Cloud Build を使用して、コード(appディレクトリ内)から Docker イメージを自動で作成し、 Artifact Registry にプッシュします。ここでは、main.py と requirements.txt が存在するため、ビルドパック(Buildpacks)機能を利用して Dockerfile を記述せずにビルドを行います。

# --pack オプションが Buildpacks を利用し、自動でコンテナイメージを作成します。
gcloud builds submit  \
  --pack image=${REGION}-docker.pkg.dev/${PROJECT_ID}/${REPOSITORY}/${IMAGE}:${TAG}

Buildpacks とは?: アプリケーションの言語やフレームワークを自動で検出し、必要なランタイムや設定を加えてコンテナイメージを作成してくれるツールです。

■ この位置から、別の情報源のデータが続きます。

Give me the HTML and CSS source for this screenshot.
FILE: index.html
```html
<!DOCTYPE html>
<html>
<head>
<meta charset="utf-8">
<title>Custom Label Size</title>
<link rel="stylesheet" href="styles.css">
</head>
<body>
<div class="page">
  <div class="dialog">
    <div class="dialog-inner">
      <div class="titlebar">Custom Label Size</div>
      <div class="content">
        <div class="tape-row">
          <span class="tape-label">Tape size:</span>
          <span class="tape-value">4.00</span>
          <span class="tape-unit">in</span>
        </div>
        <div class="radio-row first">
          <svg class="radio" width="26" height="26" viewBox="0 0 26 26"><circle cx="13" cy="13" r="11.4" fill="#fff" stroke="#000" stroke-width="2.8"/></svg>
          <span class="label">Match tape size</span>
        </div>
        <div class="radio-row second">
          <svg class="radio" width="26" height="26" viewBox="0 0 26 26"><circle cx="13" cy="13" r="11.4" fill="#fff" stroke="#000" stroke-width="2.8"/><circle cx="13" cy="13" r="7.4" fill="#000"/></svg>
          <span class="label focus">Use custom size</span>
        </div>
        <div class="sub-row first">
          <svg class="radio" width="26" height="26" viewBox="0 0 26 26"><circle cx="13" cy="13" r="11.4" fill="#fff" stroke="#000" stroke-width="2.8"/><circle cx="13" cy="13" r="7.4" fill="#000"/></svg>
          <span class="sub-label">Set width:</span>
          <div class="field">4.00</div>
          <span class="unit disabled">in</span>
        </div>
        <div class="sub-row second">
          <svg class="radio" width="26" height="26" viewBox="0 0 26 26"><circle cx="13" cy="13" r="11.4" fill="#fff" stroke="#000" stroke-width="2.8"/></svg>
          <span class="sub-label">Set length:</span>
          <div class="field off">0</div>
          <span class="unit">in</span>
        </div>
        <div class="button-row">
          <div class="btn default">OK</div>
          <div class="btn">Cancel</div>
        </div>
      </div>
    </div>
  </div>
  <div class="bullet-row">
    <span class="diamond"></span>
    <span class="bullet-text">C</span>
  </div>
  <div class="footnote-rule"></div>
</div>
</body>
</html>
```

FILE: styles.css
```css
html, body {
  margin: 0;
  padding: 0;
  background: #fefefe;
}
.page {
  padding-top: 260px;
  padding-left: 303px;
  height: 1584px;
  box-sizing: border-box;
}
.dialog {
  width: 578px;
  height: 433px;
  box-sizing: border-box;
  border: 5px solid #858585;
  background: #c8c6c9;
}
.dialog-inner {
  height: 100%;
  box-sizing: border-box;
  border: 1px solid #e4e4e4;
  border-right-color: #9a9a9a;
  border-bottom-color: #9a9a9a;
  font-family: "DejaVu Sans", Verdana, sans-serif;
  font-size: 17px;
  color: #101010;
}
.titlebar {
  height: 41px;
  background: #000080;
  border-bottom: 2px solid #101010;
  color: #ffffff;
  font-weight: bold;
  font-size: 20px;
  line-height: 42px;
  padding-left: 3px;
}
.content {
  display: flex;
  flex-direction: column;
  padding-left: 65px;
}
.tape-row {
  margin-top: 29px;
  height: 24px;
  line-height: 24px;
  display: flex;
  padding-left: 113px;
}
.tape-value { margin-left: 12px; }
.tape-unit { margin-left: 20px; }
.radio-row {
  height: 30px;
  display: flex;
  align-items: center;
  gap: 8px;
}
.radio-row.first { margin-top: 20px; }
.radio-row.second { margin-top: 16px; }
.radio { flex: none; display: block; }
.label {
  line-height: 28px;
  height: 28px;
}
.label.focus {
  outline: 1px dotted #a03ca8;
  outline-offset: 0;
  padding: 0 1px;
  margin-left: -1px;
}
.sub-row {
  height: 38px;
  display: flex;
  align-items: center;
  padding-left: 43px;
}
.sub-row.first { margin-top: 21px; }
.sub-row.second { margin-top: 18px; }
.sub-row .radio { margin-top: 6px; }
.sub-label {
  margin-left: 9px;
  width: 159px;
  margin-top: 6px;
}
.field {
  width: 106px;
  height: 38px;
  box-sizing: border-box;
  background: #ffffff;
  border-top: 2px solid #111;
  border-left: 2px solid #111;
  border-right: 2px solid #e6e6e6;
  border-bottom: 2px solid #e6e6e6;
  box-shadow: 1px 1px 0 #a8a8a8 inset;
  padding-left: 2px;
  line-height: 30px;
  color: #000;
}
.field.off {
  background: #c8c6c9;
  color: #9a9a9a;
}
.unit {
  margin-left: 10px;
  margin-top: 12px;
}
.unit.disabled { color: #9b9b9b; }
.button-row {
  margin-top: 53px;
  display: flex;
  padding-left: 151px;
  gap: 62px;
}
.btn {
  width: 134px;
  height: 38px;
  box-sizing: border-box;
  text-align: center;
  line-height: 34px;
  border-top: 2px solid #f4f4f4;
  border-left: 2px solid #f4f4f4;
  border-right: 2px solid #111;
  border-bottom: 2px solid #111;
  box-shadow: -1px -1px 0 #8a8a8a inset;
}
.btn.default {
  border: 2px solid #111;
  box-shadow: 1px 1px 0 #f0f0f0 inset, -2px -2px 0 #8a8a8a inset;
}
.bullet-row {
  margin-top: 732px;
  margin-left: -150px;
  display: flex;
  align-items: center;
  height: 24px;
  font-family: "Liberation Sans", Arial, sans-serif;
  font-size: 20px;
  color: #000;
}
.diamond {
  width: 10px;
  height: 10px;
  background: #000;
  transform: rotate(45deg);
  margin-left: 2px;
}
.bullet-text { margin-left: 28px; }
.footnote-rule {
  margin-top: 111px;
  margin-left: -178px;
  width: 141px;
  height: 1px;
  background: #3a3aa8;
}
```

これにより、手動で Dockerfile を書く手間が省けます。

4. Cloud Runへのデプロイ

作成したコンテナイメージを、Cloud Run にデプロイします。

gcloud run deploy ${SERVICE} \
  --image ${REGION}-docker.pkg.dev/${PROJECT_ID}/${REPOSITORY}/${IMAGE}:${TAG} \
  --platform=managed \
  --region=${REGION} \
  --no-invoker-iam-check \
  --allow-unauthenticated

5. デプロイの確認とアクセス

デプロイが完了すると、サービス URL がコンソールに出力されます。

✓ Deploying new service... Done.
  ✓ Creating Revision...
  ✓ Routing traffic...
Done.
Service [helloworld] revision [helloworld-00001-g9z] has been deployed and is serving 100 percent of traffic.
Service URL: https://helloworld-xxxxx.asia-northeast1.run.app 

出力された Service URL にブラウザでアクセスしてみましょう。
**「Hello, World!」**という文字が表示されれば、デプロイは成功です!

結論 : デプロイは簡単!

コードを準備し、ビルド(コンテナ化)し、デプロイする、という流れを gcloud コマンドだけで完結できました。Cloud Run にデプロイするのは非常に簡単でしたね。